Jerrie Mock explained to a Columbus Dispatch reporter:
From the point of safety it must be understood that the typical light twin is not a single-engine with a spare engine . . . it is a two-engine airplane. True, a light twin-engine airplane will maintain altitude . . . even climb modestly on one engine. But only if not heavily loaded. During much of my hops I would be in a little better shape, if any, if I were in a light twin in an engine-out condition than if I lose an engine on my 180, I’d go down.10
But to make a trip around the world, an airplane would need to be loaded with supplies and emergency equipment. At times, the plane would need to haul a full load of fuel.

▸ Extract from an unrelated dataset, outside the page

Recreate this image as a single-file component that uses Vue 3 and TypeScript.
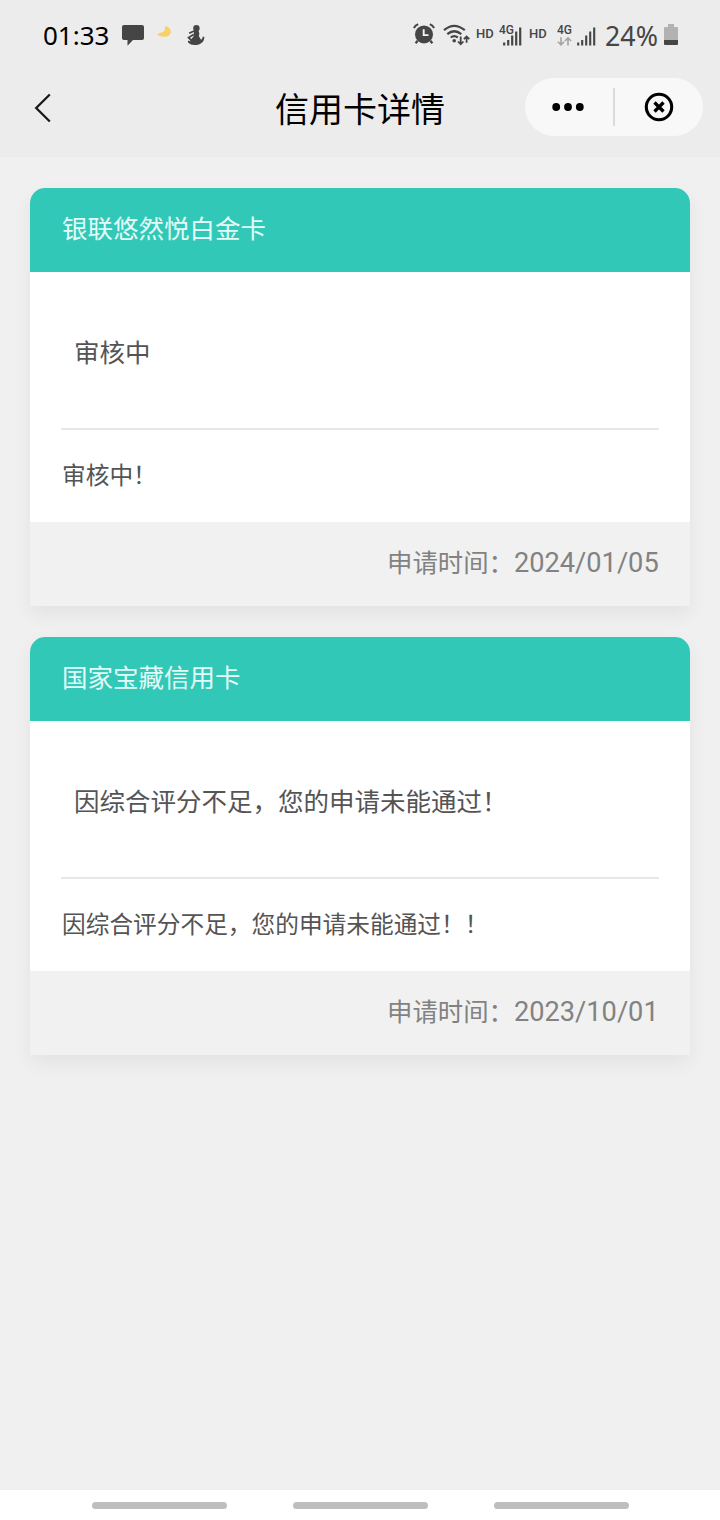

The average light twin-engine plane isn’t good at maintaining altitude when it’s loaded down. So, during times of engine failure Jerrie would be better off in a twin-engine plane, but at all other times the single-engine plane was the best pick.
. . .
Without an official permit, Joan Merriam Smith still wanted to be the first to complete that flight. Joan left from California on March 17 to follow Amelia Earhart’s route. That same day, Jerrie rushed to Kansas to get Charlie out of the factory to be ready for her new departure date of Thursday, March 19. What began as a leisurely trip to circle the globe suddenly became a race around the world!
DID YOU KNOW?
Orville and Wilbur Wright were credited with inventing the first airplane. On December 17, 1903, the two brothers piloted the first powered and controlled airplane flight near Kitty Hawk, North Carolina. Orville flew 120 feet in twelve seconds, while Wilbur soared 852 feet in fifty-nine seconds.
During their four years of effort, the brothers took five roundtrip train rides from Dayton, Ohio, to Kitty Hawk. They endured horrific storms, ridicule, and disappointment after disappointment. That December, Orville and Wilbur finally succeeded in making the first engine-powered flight.